Data Loading

class ParaketDataset(data_folder, parameter_names, nuisance_params=None)[source]

File-level PyTorch dataset over a folder of .feather simulation files.

Each __getitem__ call loads one feather file and returns a (theta, x) pair. Call to_tensor_dataset() before training to pre-load everything into RAM as a flat TensorDataset.

Parameters:
  • data_folder (Path)

  • parameter_names (list[str])

  • nuisance_params (list[str] | None)

to_tensor_dataset(device='cpu')[source]

Pre-load all feather files into a flat TensorDataset.

Concatenates all (theta, x) pairs along the sample dimension. This avoids repeated disk reads per epoch during training.

Parameters:

device (str) – Target device for the output tensors.

Return type:

TensorDataset

Returns:

A TensorDataset of (theta_tensor, x_tensor) with shapes (n_total_samples, n_params) and (n_total_samples, n_bins).

Utilities

from_feather(file_name, parameter_names, nuisance_pars=None)[source]

Load a (theta, x) pair from a feather file.

Parameters:
  • file_name (Path) – Path to the .feather file.

  • parameter_names (list[str]) – Ordered parameter names used for nuisance filtering.

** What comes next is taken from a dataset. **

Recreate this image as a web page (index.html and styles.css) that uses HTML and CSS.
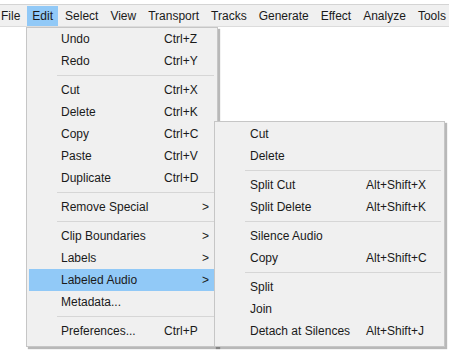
FILE: index.html
```html
<!DOCTYPE html>
<html>
<head>
<meta charset="utf-8">
<link rel="stylesheet" href="styles.css">
</head>
<body>
<div class="menubar">
  <span class="mi first">File</span>
  <span class="mi active">Edit</span>
  <span class="mi">Select</span>
  <span class="mi">View</span>
  <span class="mi">Transport</span>
  <span class="mi">Tracks</span>
  <span class="mi">Generate</span>
  <span class="mi">Effect</span>
  <span class="mi">Analyze</span>
  <span class="mi">Tools</span>
</div>
<div class="menu edit">
  <div class="item"><span class="label">Undo</span><span class="key">Ctrl+Z</span></div>
  <div class="item"><span class="label">Redo</span><span class="key">Ctrl+Y</span></div>
  <div class="sep"></div>
  <div class="item"><span class="label">Cut</span><span class="key">Ctrl+X</span></div>
  <div class="item"><span class="label">Delete</span><span class="key">Ctrl+K</span></div>
  <div class="item"><span class="label">Copy</span><span class="key">Ctrl+C</span></div>
  <div class="item"><span class="label">Paste</span><span class="key">Ctrl+V</span></div>
  <div class="item"><span class="label">Duplicate</span><span class="key">Ctrl+D</span></div>
  <div class="sep"></div>
  <div class="item"><span class="label">Remove Special</span><span class="arrow">&gt;</span></div>
  <div class="sep"></div>
  <div class="item"><span class="label">Clip Boundaries</span><span class="arrow">&gt;</span></div>
  <div class="item"><span class="label">Labels</span><span class="arrow">&gt;</span></div>
  <div class="item hl"><span class="label">Labeled Audio</span><span class="arrow">&gt;</span></div>
  <div class="item"><span class="label">Metadata...</span></div>
  <div class="sep"></div>
  <div class="item"><span class="label">Preferences...</span><span class="key">Ctrl+P</span></div>
</div>
<div class="menu sub">
  <div class="item"><span class="label">Cut</span></div>
  <div class="item"><span class="label">Delete</span></div>
  <div class="sep"></div>
  <div class="item"><span class="label">Split Cut</span><span class="key">Alt+Shift+X</span></div>
  <div class="item"><span class="label">Split Delete</span><span class="key">Alt+Shift+K</span></div>
  <div class="sep"></div>
  <div class="item"><span class="label">Silence Audio</span></div>
  <div class="item"><span class="label">Copy</span><span class="key">Alt+Shift+C</span></div>
  <div class="sep"></div>
  <div class="item"><span class="label">Split</span></div>
  <div class="item"><span class="label">Join</span></div>
  <div class="item"><span class="label">Detach at Silences</span><span class="key">Alt+Shift+J</span></div>
</div>
</body>
</html>
```
FILE: styles.css
```css
html, body {
  margin: 0;
  padding: 0;
  background: #ffffff;
  font-family: "Liberation Sans", Arial, sans-serif;
  font-size: 12px;
  color: #1a1a1a;
  overflow: hidden;
}
.menubar {
  margin-top: 4px;
  border-top: 1px solid #d4d4d4;
  border-bottom: 1px solid #dcdcdc;
  box-shadow: 0 1px 0 #b0b0b0;
  background: #f0f0f0;
  display: flex;
  gap: 2px;
  padding-top: 1px;
  white-space: nowrap;
  margin-left: -4px;
}
.mi {
  height: 20px;
  line-height: 21px;
  padding: 0 5px;
}
.mi.active {
  background: #91c9f7;
}
.menu {
  position: absolute;
  box-sizing: border-box;
  background: #f0f0f0;
  border: 1px solid #c6c6c6;
  box-shadow: 2px 2px 1px rgba(0, 0, 0, 0.28);
  padding: 0 2px 4px 2px;
}
.edit {
  left: 26px;
  top: 27px;
  width: 192px;
}
.sub {
  left: 214px;
  top: 121px;
  width: 231px;
  padding-top: 1px;
}
.item {
  height: 22px;
  display: flex;
  align-items: center;
  padding-left: 32px;
  white-space: nowrap;
}
.sub .item {
  padding-left: 33px;
}
.edit .label {
  width: 103px;
}
.sub .label {
  width: 116px;
}
.item.hl {
  background: #91c9f7;
}
.arrow {
  margin-left: auto;
  margin-right: 6px;
}
.sep {
  height: 7px;
  position: relative;
}
.sep::after {
  content: "";
  position: absolute;
  left: 28px;
  right: 1px;
  top: 3px;
  height: 1px;
  background: #d6d6d6;
}
```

  • nuisance_pars (list[str] | None) – fnmatch patterns for parameters to exclude from theta. None returns all parameters.

Return type:

tuple[ndarray[tuple[Any, ...], dtype[float32]], ndarray[tuple[Any, ...], dtype[float32]]]

Returns:

Tuple of (theta, x) as float32 numpy arrays.

Raises:

FileNotFoundError – If file_name does not exist.

to_feather(file_name, theta_values, x_values)[source]

Write a (theta, x) pair to a feather file.

Parameters:
  • file_name (Path) – Destination path. Must end in .feather.

  • theta_values (ndarray[tuple[Any, ...], dtype[float32]]) – Parameter array of shape (n_samples, n_params).

  • x_values (ndarray[tuple[Any, ...], dtype[float32]]) – Observable array of shape (n_samples, n_bins).

Raises:

ValueError – If file_name does not have a .feather suffix.

Return type:

None

filter_nuisance(parameter_names, nuisance_pars, theta)[source]

Remove nuisance parameters from a theta array by name pattern.

Parameters:
  • parameter_names (list[str]) – Ordered parameter names, length must match theta.shape[1].

  • nuisance_pars (list[str]) – fnmatch patterns for parameters to exclude (e.g. ["syst_*"]).

  • theta (ndarray[tuple[Any, ...], dtype[float32]]) – Parameter array of shape (n_samples, n_params).

Return type:

ndarray[tuple[Any, ...], dtype[float32]]

Returns:

Filtered array with nuisance columns removed.

Raises:

ValueError – If len(parameter_names) != theta.shape[1].